▼▼▼

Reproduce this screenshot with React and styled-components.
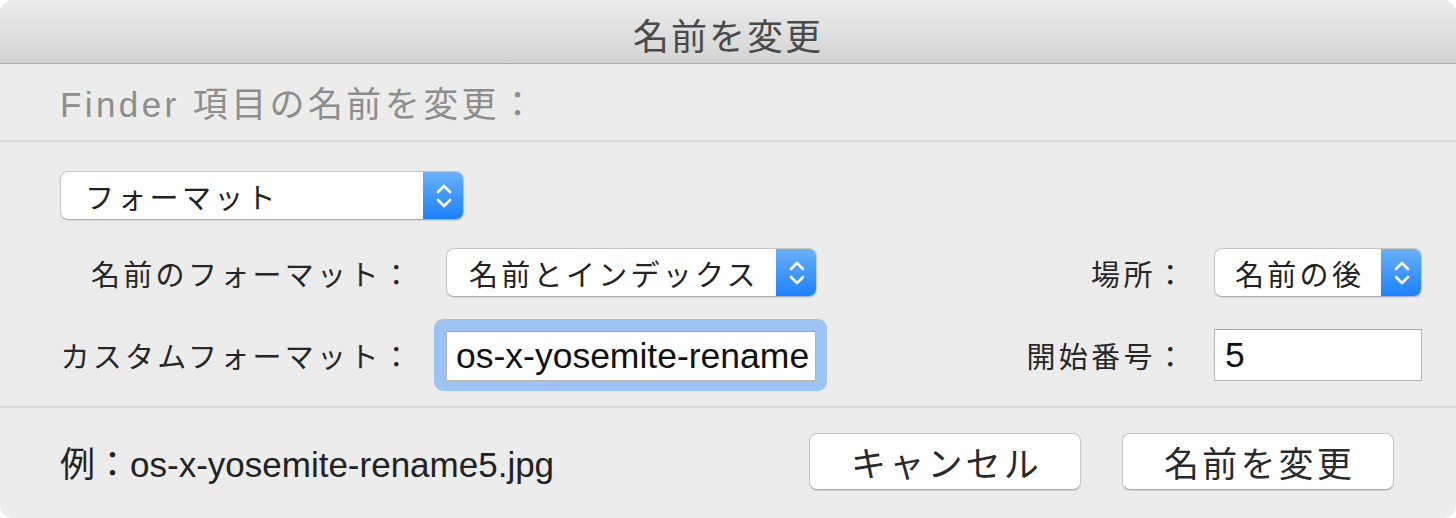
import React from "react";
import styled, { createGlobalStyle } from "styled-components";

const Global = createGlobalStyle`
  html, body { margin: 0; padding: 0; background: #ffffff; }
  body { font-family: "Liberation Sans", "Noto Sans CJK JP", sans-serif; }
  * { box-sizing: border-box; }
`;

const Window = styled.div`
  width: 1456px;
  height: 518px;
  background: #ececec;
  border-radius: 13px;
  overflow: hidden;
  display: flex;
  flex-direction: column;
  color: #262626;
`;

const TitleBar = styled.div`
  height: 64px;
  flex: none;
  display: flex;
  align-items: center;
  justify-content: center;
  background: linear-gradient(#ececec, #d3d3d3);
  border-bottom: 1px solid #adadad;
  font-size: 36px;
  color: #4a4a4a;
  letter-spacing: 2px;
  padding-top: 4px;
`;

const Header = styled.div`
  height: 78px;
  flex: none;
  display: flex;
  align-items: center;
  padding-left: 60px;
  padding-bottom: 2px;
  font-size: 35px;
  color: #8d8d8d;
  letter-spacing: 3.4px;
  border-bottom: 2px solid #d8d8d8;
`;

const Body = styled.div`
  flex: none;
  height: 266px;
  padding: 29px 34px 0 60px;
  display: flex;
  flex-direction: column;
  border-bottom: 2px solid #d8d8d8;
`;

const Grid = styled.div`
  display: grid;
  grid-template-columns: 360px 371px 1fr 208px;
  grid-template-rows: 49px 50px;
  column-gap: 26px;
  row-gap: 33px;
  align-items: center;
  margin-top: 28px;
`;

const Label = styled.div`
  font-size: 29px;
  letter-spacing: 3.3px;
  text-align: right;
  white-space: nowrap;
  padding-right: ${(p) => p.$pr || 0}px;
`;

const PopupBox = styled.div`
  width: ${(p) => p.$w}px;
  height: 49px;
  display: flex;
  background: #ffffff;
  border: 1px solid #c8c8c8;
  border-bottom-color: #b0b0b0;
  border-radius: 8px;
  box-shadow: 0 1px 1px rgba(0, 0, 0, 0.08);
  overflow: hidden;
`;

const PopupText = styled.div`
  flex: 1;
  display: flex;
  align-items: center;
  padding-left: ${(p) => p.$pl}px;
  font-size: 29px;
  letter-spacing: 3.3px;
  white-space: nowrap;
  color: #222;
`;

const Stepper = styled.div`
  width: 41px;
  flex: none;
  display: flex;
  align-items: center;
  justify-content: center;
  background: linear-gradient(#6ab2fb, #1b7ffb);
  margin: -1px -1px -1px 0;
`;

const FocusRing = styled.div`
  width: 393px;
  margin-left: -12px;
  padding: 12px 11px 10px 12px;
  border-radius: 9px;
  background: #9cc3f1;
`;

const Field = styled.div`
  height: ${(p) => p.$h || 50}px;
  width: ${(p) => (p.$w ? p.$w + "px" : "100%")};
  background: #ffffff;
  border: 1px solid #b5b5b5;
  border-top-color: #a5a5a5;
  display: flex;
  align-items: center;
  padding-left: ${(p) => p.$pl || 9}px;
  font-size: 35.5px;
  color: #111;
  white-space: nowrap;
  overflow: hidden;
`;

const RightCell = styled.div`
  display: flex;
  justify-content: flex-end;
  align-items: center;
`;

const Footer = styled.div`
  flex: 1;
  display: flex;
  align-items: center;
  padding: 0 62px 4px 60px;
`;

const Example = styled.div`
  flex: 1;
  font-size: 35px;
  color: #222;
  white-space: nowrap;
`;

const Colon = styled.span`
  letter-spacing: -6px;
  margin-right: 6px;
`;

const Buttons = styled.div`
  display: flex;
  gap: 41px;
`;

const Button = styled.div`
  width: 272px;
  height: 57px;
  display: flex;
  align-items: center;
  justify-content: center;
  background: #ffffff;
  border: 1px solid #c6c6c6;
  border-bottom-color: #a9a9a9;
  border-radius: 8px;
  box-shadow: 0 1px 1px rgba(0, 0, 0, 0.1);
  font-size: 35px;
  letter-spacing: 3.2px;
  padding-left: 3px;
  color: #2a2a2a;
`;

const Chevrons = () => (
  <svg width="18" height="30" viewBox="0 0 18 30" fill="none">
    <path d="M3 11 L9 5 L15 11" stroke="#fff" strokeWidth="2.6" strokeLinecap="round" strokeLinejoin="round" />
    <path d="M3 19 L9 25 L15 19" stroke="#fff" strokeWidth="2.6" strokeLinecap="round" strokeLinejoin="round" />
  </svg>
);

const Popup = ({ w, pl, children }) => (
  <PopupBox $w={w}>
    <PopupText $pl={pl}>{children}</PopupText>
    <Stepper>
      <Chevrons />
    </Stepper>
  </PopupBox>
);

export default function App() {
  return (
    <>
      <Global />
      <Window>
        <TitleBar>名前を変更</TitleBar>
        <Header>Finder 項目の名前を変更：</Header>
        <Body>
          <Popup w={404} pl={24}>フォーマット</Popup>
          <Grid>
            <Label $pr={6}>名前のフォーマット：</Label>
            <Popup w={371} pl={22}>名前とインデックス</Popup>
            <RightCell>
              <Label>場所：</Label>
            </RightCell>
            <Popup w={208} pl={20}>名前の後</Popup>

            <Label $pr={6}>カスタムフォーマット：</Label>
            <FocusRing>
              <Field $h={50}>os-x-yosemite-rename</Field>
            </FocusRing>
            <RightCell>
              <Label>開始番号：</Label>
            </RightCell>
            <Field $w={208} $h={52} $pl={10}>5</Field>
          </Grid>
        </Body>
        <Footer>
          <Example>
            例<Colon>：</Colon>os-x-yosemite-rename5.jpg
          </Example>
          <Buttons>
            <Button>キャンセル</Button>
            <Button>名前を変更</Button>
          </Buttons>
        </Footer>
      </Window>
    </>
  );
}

▲▲▲

:: Task description ::
Omit the pictures and output all of the other material exactly.

:: Result of this exercise ::
Reproduce this screenshot with React and styled-components.
import React from "react";
import styled, { createGlobalStyle } from "styled-components";

const Global = createGlobalStyle`
  html, body { margin: 0; padding: 0; background: #ffffff; }
  body { font-family: "Liberation Sans", "Noto Sans CJK JP", sans-serif; }
  * { box-sizing: border-box; }
`;

const Window = styled.div`
  width: 1456px;
  height: 518px;
  background: #ececec;
  border-radius: 13px;
  overflow: hidden;
  display: flex;
  flex-direction: column;
  color: #262626;
`;

const TitleBar = styled.div`
  height: 64px;
  flex: none;
  display: flex;
  align-items: center;
  justify-content: center;
  background: linear-gradient(#ececec, #d3d3d3);
  border-bottom: 1px solid #adadad;
  font-size: 36px;
  color: #4a4a4a;
  letter-spacing: 2px;
  padding-top: 4px;
`;

const Header = styled.div`
  height: 78px;
  flex: none;
  display: flex;
  align-items: center;
  padding-left: 60px;
  padding-bottom: 2px;
  font-size: 35px;
  color: #8d8d8d;
  letter-spacing: 3.4px;
  border-bottom: 2px solid #d8d8d8;
`;

const Body = styled.div`
  flex: none;
  height: 266px;
  padding: 29px 34px 0 60px;
  display: flex;
  flex-direction: column;
  border-bottom: 2px solid #d8d8d8;
`;

const Grid = styled.div`
  display: grid;
  grid-template-columns: 360px 371px 1fr 208px;
  grid-template-rows: 49px 50px;
  column-gap: 26px;
  row-gap: 33px;
  align-items: center;
  margin-top: 28px;
`;

const Label = styled.div`
  font-size: 29px;
  letter-spacing: 3.3px;
  text-align: right;
  white-space: nowrap;
  padding-right: ${(p) => p.$pr || 0}px;
`;

const PopupBox = styled.div`
  width: ${(p) => p.$w}px;
  height: 49px;
  display: flex;
  background: #ffffff;
  border: 1px solid #c8c8c8;
  border-bottom-color: #b0b0b0;
  border-radius: 8px;
  box-shadow: 0 1px 1px rgba(0, 0, 0, 0.08);
  overflow: hidden;
`;

const PopupText = styled.div`
  flex: 1;
  display: flex;
  align-items: center;
  padding-left: ${(p) => p.$pl}px;
  font-size: 29px;
  letter-spacing: 3.3px;
  white-space: nowrap;
  color: #222;
`;

const Stepper = styled.div`
  width: 41px;
  flex: none;
  display: flex;
  align-items: center;
  justify-content: center;
  background: linear-gradient(#6ab2fb, #1b7ffb);
  margin: -1px -1px -1px 0;
`;

const FocusRing = styled.div`
  width: 393px;
  margin-left: -12px;
  padding: 12px 11px 10px 12px;
  border-radius: 9px;
  background: #9cc3f1;
`;

const Field = styled.div`
  height: ${(p) => p.$h || 50}px;
  width: ${(p) => (p.$w ? p.$w + "px" : "100%")};
  background: #ffffff;
  border: 1px solid #b5b5b5;
  border-top-color: #a5a5a5;
  display: flex;
  align-items: center;
  padding-left: ${(p) => p.$pl || 9}px;
  font-size: 35.5px;
  color: #111;
  white-space: nowrap;
  overflow: hidden;
`;

const RightCell = styled.div`
  display: flex;
  justify-content: flex-end;
  align-items: center;
`;

const Footer = styled.div`
  flex: 1;
  display: flex;
  align-items: center;
  padding: 0 62px 4px 60px;
`;

const Example = styled.div`
  flex: 1;
  font-size: 35px;
  color: #222;
  white-space: nowrap;
`;

const Colon = styled.span`
  letter-spacing: -6px;
  margin-right: 6px;
`;

const Buttons = styled.div`
  display: flex;
  gap: 41px;
`;

const Button = styled.div`
  width: 272px;
  height: 57px;
  display: flex;
  align-items: center;
  justify-content: center;
  background: #ffffff;
  border: 1px solid #c6c6c6;
  border-bottom-color: #a9a9a9;
  border-radius: 8px;
  box-shadow: 0 1px 1px rgba(0, 0, 0, 0.1);
  font-size: 35px;
  letter-spacing: 3.2px;
  padding-left: 3px;
  color: #2a2a2a;
`;

const Chevrons = () => (
  <svg width="18" height="30" viewBox="0 0 18 30" fill="none">
    <path d="M3 11 L9 5 L15 11" stroke="#fff" strokeWidth="2.6" strokeLinecap="round" strokeLinejoin="round" />
    <path d="M3 19 L9 25 L15 19" stroke="#fff" strokeWidth="2.6" strokeLinecap="round" strokeLinejoin="round" />
  </svg>
);

const Popup = ({ w, pl, children }) => (
  <PopupBox $w={w}>
    <PopupText $pl={pl}>{children}</PopupText>
    <Stepper>
      <Chevrons />
    </Stepper>
  </PopupBox>
);

export default function App() {
  return (
    <>
      <Global />
      <Window>
        <TitleBar>名前を変更</TitleBar>
        <Header>Finder 項目の名前を変更：</Header>
        <Body>
          <Popup w={404} pl={24}>フォーマット</Popup>
          <Grid>
            <Label $pr={6}>名前のフォーマット：</Label>
            <Popup w={371} pl={22}>名前とインデックス</Popup>
            <RightCell>
              <Label>場所：</Label>
            </RightCell>
            <Popup w={208} pl={20}>名前の後</Popup>

            <Label $pr={6}>カスタムフォーマット：</Label>
            <FocusRing>
              <Field $h={50}>os-x-yosemite-rename</Field>
            </FocusRing>
            <RightCell>
              <Label>開始番号：</Label>
            </RightCell>
            <Field $w={208} $h={52} $pl={10}>5</Field>
          </Grid>
        </Body>
        <Footer>
          <Example>
            例<Colon>：</Colon>os-x-yosemite-rename5.jpg
          </Example>
          <Buttons>
            <Button>キャンセル</Button>
            <Button>名前を変更</Button>
          </Buttons>
        </Footer>
      </Window>
    </>
  );
}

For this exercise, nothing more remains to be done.